As the Federal Communications Commission prepares to vote on new rules aimed at increasing competition in the business market for high-capacity internet later this week, economists on both sides of the issue are arguing whether the current market is costing consumers billions in overcharges.

According to a study by the Consumer Federation of America (CFA), an association of non-profit consumer organizations, sparse competition and anticompetitive practices by the biggest telecommunications providers in the U.S. have cost consumers $150 billion since 2010.

“The anticompetitive, anti-consumer conduct of the large incumbent telephone providers is a shocking reminder of the immense market power held by these organizations and the consequences this kind of concentration can have on both the individual consumer and the American economy,” CFA research director Mark Cooper wrote in the study, “The Special Problem of Special Access.”

The special access market is made up of incumbent local exchange carriers (ILECs) — legacy providers like AT&T and Verizon which inherited large swaths of their copper-based network infrastructure from Bell, and competitive local exchange carriers — small providers like Sprint and Windstream.

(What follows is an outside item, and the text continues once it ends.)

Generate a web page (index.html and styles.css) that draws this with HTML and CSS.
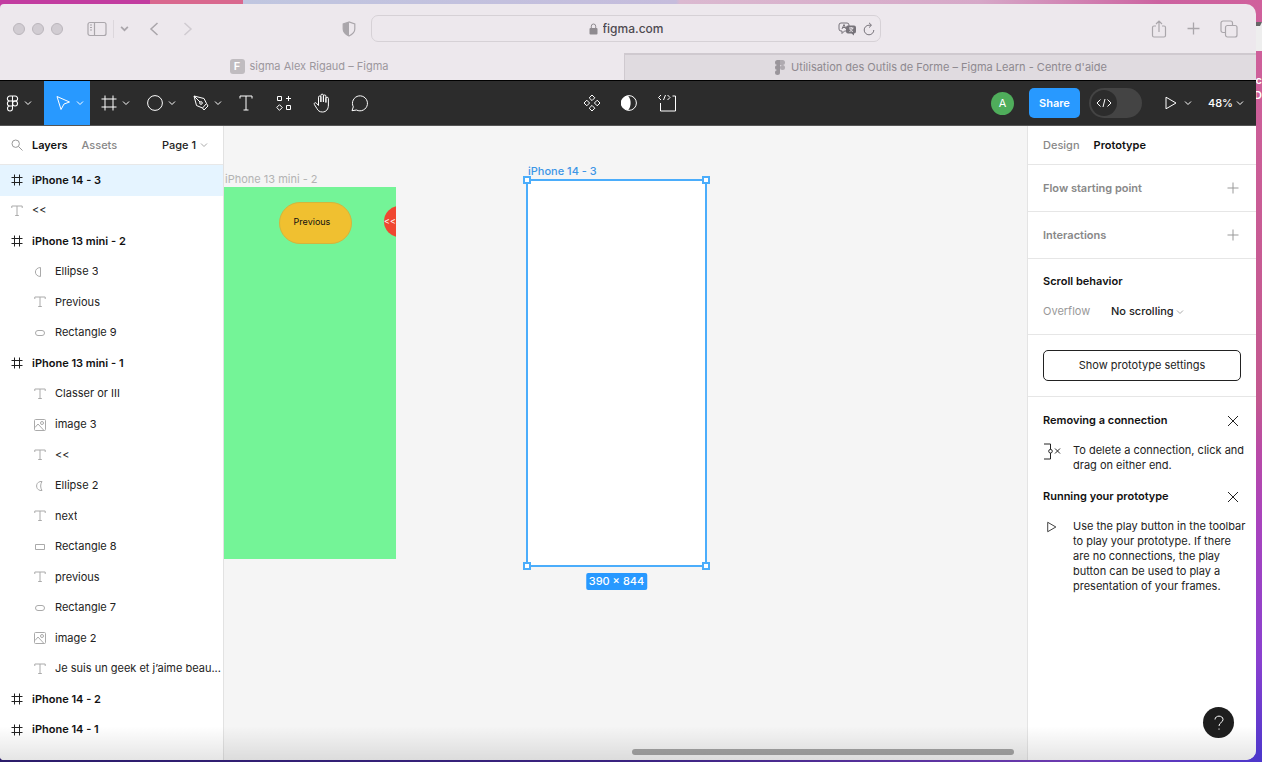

To boost competition the FCC mandates ILECs lease business-dedicated lines to provide high-capacity broadband to schools, hospitals, libraries, public safety institutions, ATM networks and businesses. Though market share has increased in recent years, meeting FCC triggers resulting in deregulation of certain providers including AT&T in 2009, so have complaints by CLECs like Sprint about anticompetitive leasing rates and so-called “lock-up” contracts resulting in overcharges.

Smaller providers say such contracts often force them into strict terms of service including overcharges for failing to use their maximum network allowance, charge anticompetitive rates and make it harder for CLECs to transition onto newer Internet protocol-based fiber networks.

Using a commonly accepted index to gauge market share alongside guidelines set down by the Federal Trade Commission and Department of Justice, CFA found the special access market is at least three times the threshold of “highly concentrated.”

The CFA says those charges totaled $75 billion over the last five years, and estimates “the indirect macroeconomic loss to American consumers doubles that damage to a total in excess of $150 billion since 2010.”

“The unreasonable costs that special access impose on businesses are rolled into the costs of the goods and services they sell. They don’t disappear, and the tooth fairy does not pay them,” Cooper said. “Consumers pay them in the price of the products and services they buy.”

Cooper concludes slashing special access pricing by 50 percent would add $30 billion annually to the economy, totaling in $150 billion in the next five years.

“CFA’s claim is based on a method that is internally inconsistent, economically unsound, and computationally flimsy,” George Ford, chief economist at the Washington, D.C.-based regulatory think-tank Phoenix Center said in his own study.

According to Ford, the CFA study, based heavily on an earlier study comprised of data from 2003, makes the broad assumption that an equal level of demand would accompany a price decrease across the special access market, instead of recognizing the small effect the price cut would have lower prices already present in the market.

“A serious problem with the [CFA study] is that it views special access services as if they were homogenous goods sold in a centralized market,” Ford wrote. “Yet, according to the FCC and those calling for increased regulation of special access services, the market for special access services is the individual ‘customer’ or ‘location.’”

“If true, then the calculations made by the [study] are invalid,” he added.

The CFA based its number in part on the assumption the demand for circuits in the special access market would triple with a 50 percent price cut, a prediction Ford dubbed “silly.”

“The fact of the matter is that we don’t have any idea what the demand curve for special access will look like in the region of a 50 percent price cut,” Ford wrote. “It’s pure speculation.”

The CFA study has been widely cited as a defense of the new rules under consideration at the FCC, announced by Chairman Tom Wheeler earlier this month. A separate study by the telecom industry argues potential regulations could cost the U.S. economy billions of dollars, thousands of jobs and miles of high-speed fiber deployed.

On Thursday the FCC is scheduled to vote on a further notice of proposed rulemaking, which if adopted, will open a window to hear comment on the actions the agency might take to increase competition in the special access market.